Singleton debuts 40YO whisky
Diageo-owned The Singleton has unveiled a limited edition 40-year-old single malt to conclude its Epicurean Odyssey collection.
The 40-year-old Singleton single malt is the third and final bottling in the Epicurean Odyssey series, and explores an ‘epicurean journey of flavour’ and ‘sensorial maximalism’. It followed the release of 38-year-old and 39-year-old whiskies in the range.
Presenting notes of velvet dark chocolate and rich plums, the whisky was produced in an attempt to achieve ‘superlative taste experiences’.
Master of malt Maureen Robinson said: “The Singleton 40 Year Old is the finale in the Epicurean Odyssey series from The Singleton, one which I’ve thoroughly enjoyed crafting and have drawn on my own personal journey of flavour from my career as a whisky maker.
“At the end of this very extensive secondary maturation we sought out specially selected Ron Zacapa XO casks for a final indulgent finish to the whisky, which deliver an intensely rich, fruity and smooth finish to bring deep notes of dark chocolate.
“The result: a whisky that epitomises my desire to seek out new flavour through craft, and a whisky at its most maximal.”
Robinson aimed to push secondary maturation in experimental casks to ‘the extreme’ for The Singleton’s latest bottling.
The Singleton 40 Year Old (45.9% ABV) will be available globally from select retailers for US$3,755 excluding duty and taxes. It is limited to 1,716 bottles.
To mark the creation of the whisky, an immersive gallery experience in Shanghai was set up, named The Rooms of Maximalism.
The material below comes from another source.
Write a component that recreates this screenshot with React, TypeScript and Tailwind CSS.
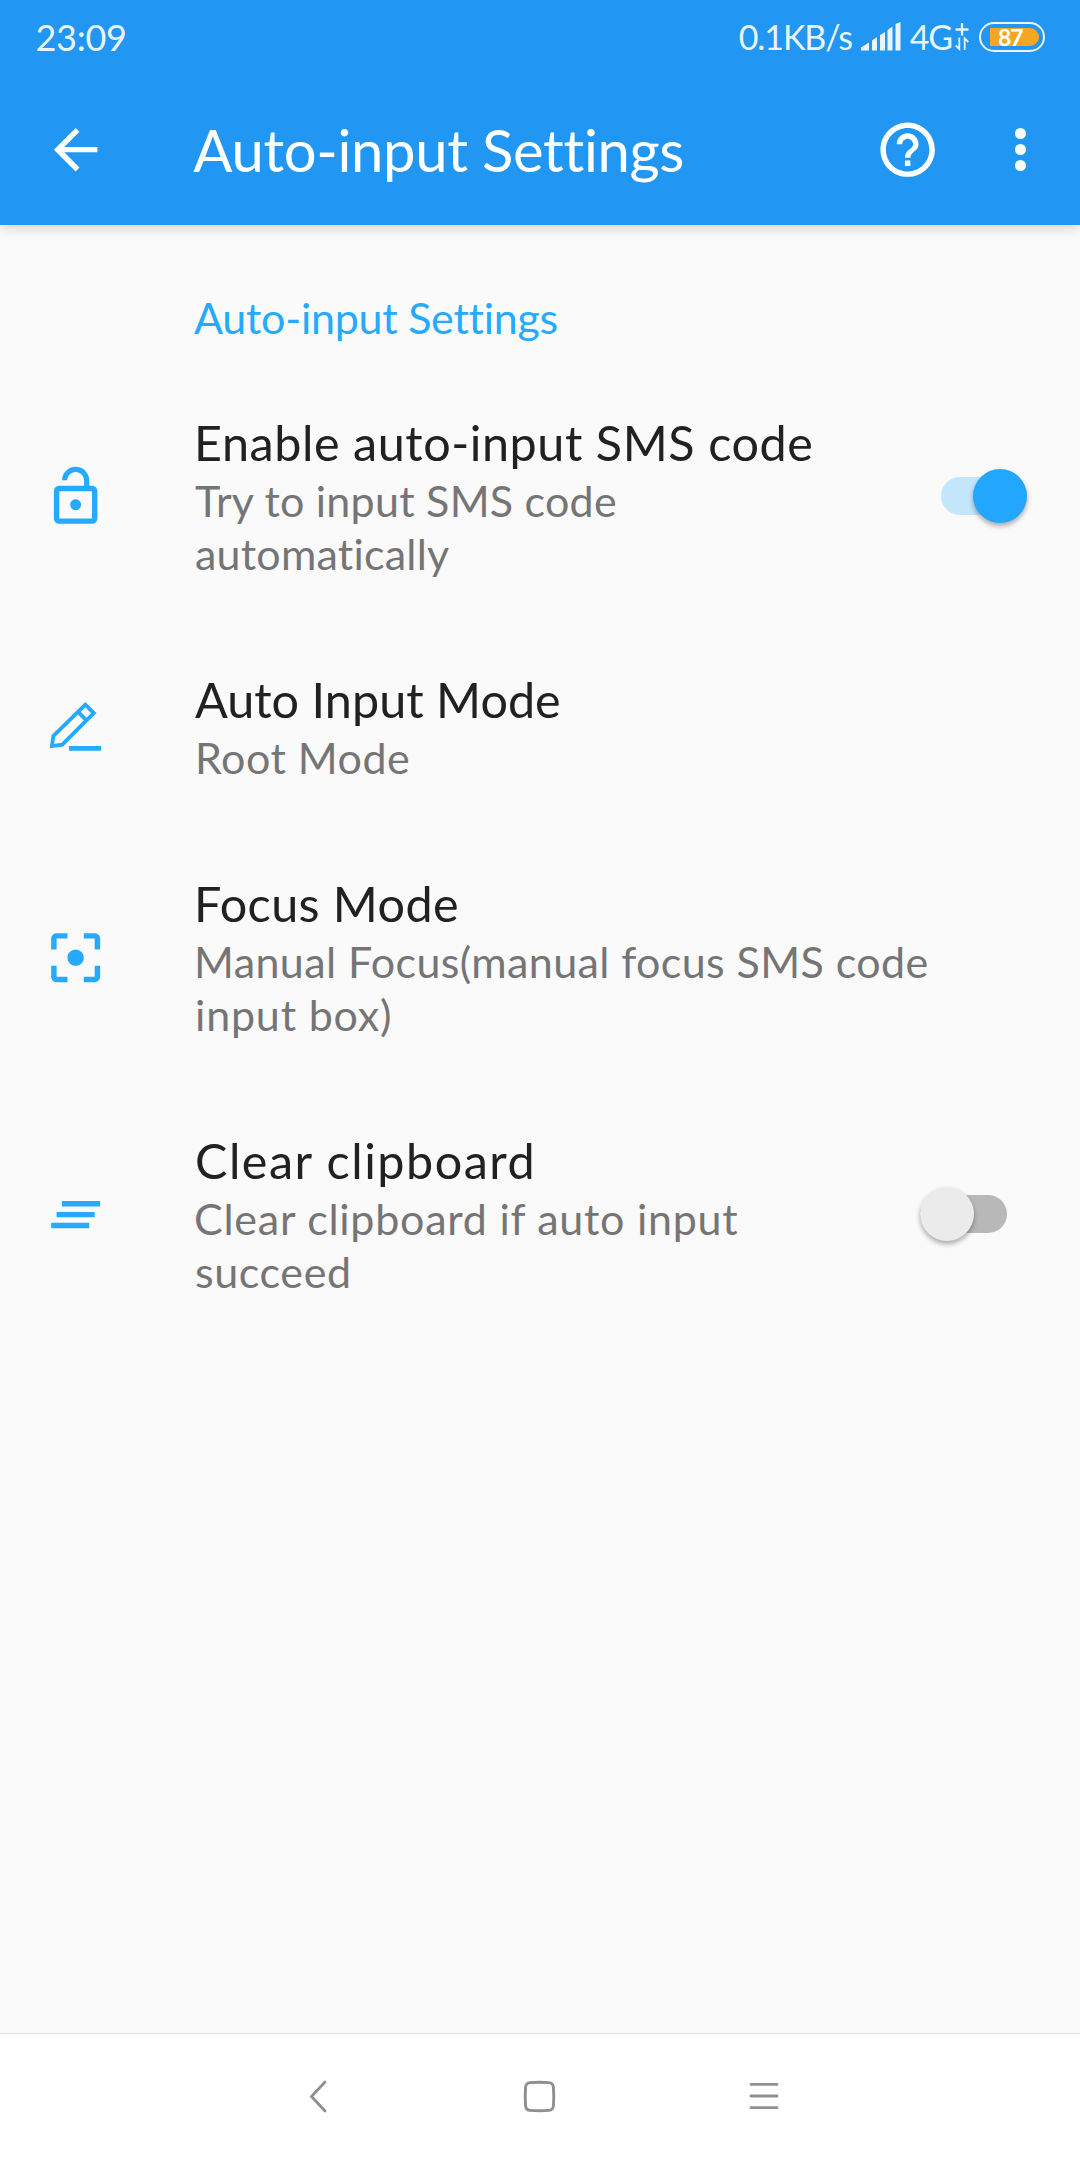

Guests were able to explore rooms delivering stimulation for the five senses ‘and beyond’, to reach a state of ‘sensorial maximalism’, before tasting the 40-year-old whisky.
The experience included the unveiling of a large-scale physical piece created by artist Zhou Yilun, exploring the collision between liquid and casks.
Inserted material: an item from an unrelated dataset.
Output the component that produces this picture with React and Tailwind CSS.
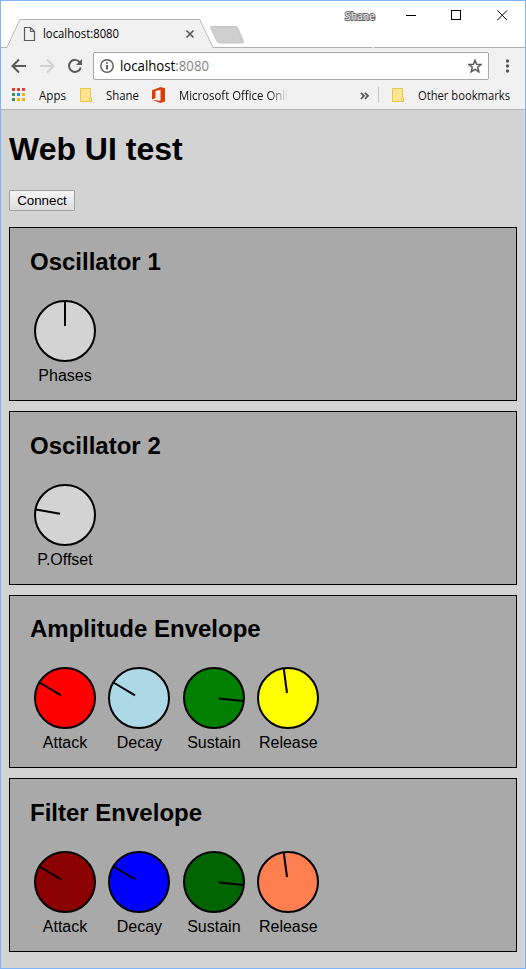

Yilun said: “With my material, I aimed to mimic the texture and sensation of whisky flowing through the cask and onto the tongue.
“By layering paint and using brushstrokes of various hues, I sought to depict the interlacing and textural complexity of the whisky’s multiple layers of flavour. It is my hope that the sculpture embodies the sensorial experience of the liquid for the viewer.”
Moodsonic designed a soundscape using a sonically-induced autonomous sensory meridian response (ASMR), while moving digital art was provided by Found Studio.
Moodsonic composer Tomas Nordmark commented: “We designed sound that will intensify flavours like velvety chocolate for those tasting.”
In July, the new Singleton visitor centre opened and marked the occasion with a celebratory single malt.